En un mundo que nos exige estar siempre disponibles, productivos y resolutivos, pocas veces nos detenemos a preguntarnos: ¿qué me está cargando de energía y qué me la está drenando? Esta pregunta, tan sencilla en apariencia, es en realidad una herramienta poderosa de autoconocimiento y cuidado emocional.
En el consultorio, he observado que muchos de los estados de ansiedad, cansancio extremo o incluso síntomas físicos sin causa médica clara, tienen una raíz común: una desconexión profunda con las propias necesidades emocionales. Las personas no saben por qué están tan cansadas, tan irascibles, o tan apagadas… hasta que empezamos a mirar con detalle su día a día.

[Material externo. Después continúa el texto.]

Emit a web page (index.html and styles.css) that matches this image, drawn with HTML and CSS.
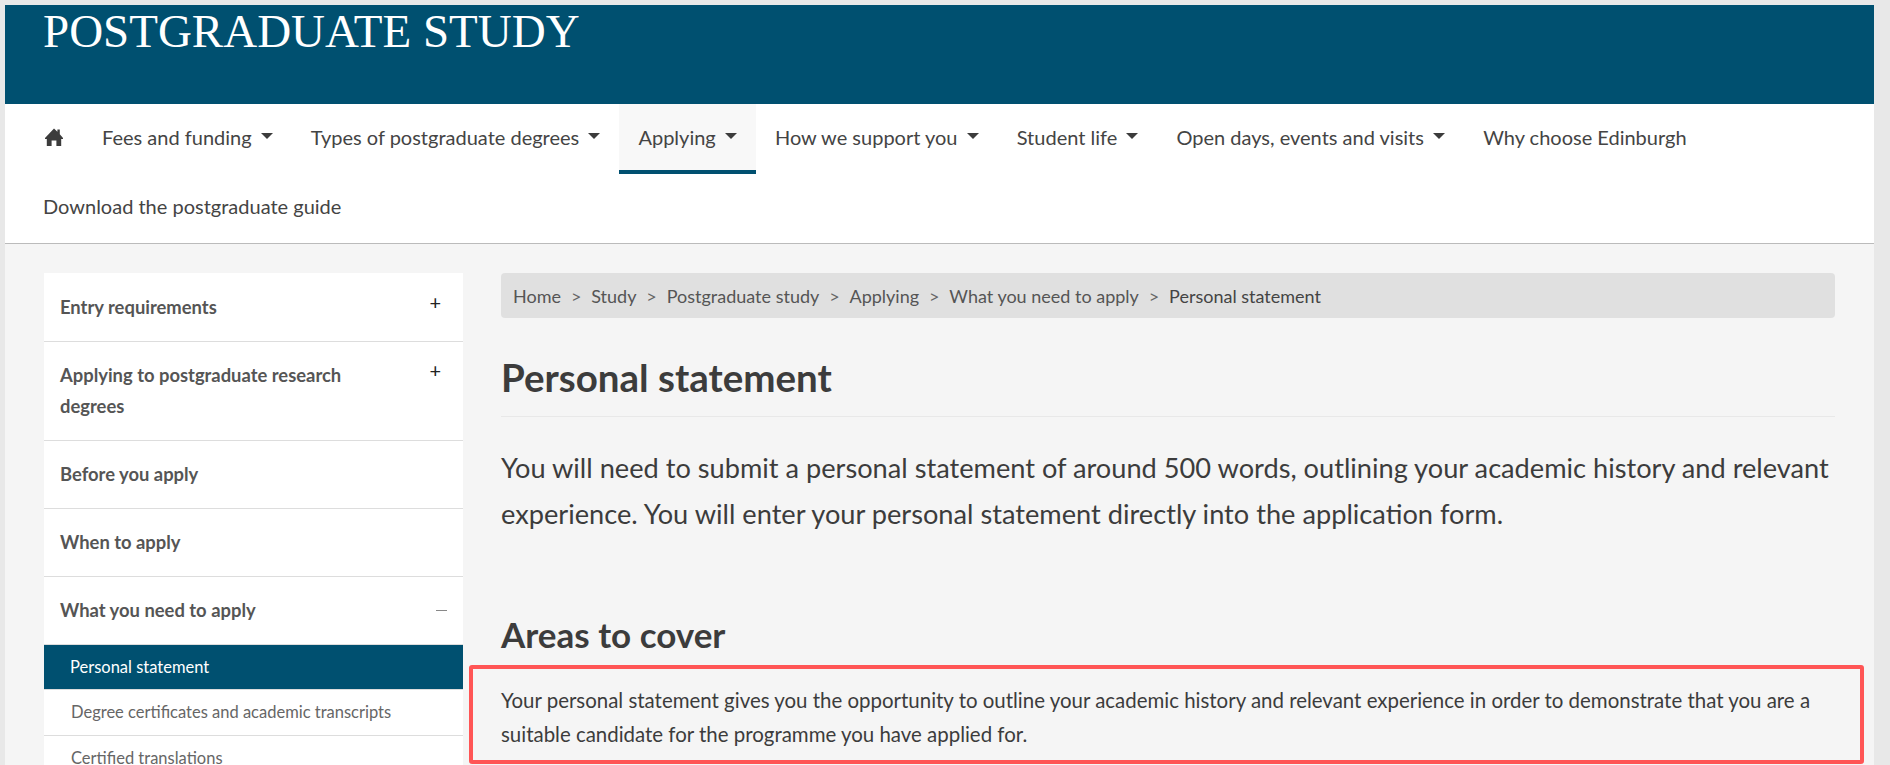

Hay actividades, personas, pensamientos y entornos que nos cargan —nos devuelven claridad, entusiasmo, vitalidad— y otros que nos descargan —nos restan, nos apagan, nos contaminan emocionalmente. Aprender a reconocer esa diferencia puede marcar la línea entre el desgaste crónico y una vida en equilibrio.
Desde la neurociencia, se sabe que el cuerpo y la mente están en constante interacción. Cada estímulo genera una respuesta bioquímica: una conversación que nos inspira puede activar neurotransmisores como la dopamina o la oxitocina, que elevan nuestro bienestar; en cambio, una interacción cargada de juicio o tensión puede activar el cortisol, la hormona del estrés. No se trata de una cuestión subjetiva o «emocional» en el sentido débil del término: es simplemente biología en acción.
Uno de los ejercicios terapéuticos que más utilizo con pacientes es el «mapa energético». Consiste en registrar durante varios días qué actividades generan sensación de expansión (ganas de más, alegría, calma) y cuáles provocan contracción (cansancio, irritabilidad, angustia). Sorprende la cantidad de veces que lo que «debería gustarme» en realidad me desgasta, y lo que «no parece importante» es lo que más me nutre.

Un patrón común que observo es el de personas que viven para complacer: siempre disponibles, siempre resolviendo problemas ajenos, siempre diciendo que sí. Este tipo de comportamiento, aunque aparentemente altruista, suele esconder una dificultad para poner límites. Y los límites no son muros: son puertas con cerradura. Son la forma de proteger aquello que nos carga sin culpa.
También es fundamental revisar el diálogo interno. Hay pensamientos que elevan y pensamientos que drenan. Frases como «no soy suficiente», «tengo que hacerlo perfecto» o «no puedo fallar» generan una activación constante del sistema de alerta, lo que a largo plazo desgasta el sistema nervioso. Aprender a hablarnos con compasión, a permitirnos pausas y a reconocer nuestros límites es tan importante como comer bien o dormir.
Por otro lado, no se trata de evitar todo lo que nos descarga, porque hay situaciones inevitables. El punto clave es desarrollar la capacidad de autorregulación: saber detectar cuándo estamos bajando de energía, y tener recursos para recuperarnos. Eso puede incluir desde prácticas de respiración consciente, movimiento físico, contacto con la naturaleza, hasta una conversación con alguien que nos escuche sin juzgar.
Curiosamente, muchas veces lo que más nos recarga no es algo espectacular, sino lo sencillo: un rato sin móvil, una risa genuina, una canción que nos conecta con nosotros mismos, el silencio. Volver a lo esencial es una de las formas más profundas de autocuidado. Saber qué nos carga y qué nos descarga no es un lujo, es una necesidad. Porque cuando vivimos ignorando nuestras señales internas, el cuerpo termina gritando lo que el alma susurró durante años. Y cuando aprendemos a escucharnos, descubrimos que no todo lo que pesa es nuestro, y que podemos soltar sin culpa.
Quizás la clave no está en hacer más, sino en hacer mejor. Y eso empieza por saber qué, quién y cómo nos da energía… y qué, quién y cómo nos la quita.
¿Y tú? ¿Te has preguntado hoy si lo que estás haciendo te enciende… o te apaga?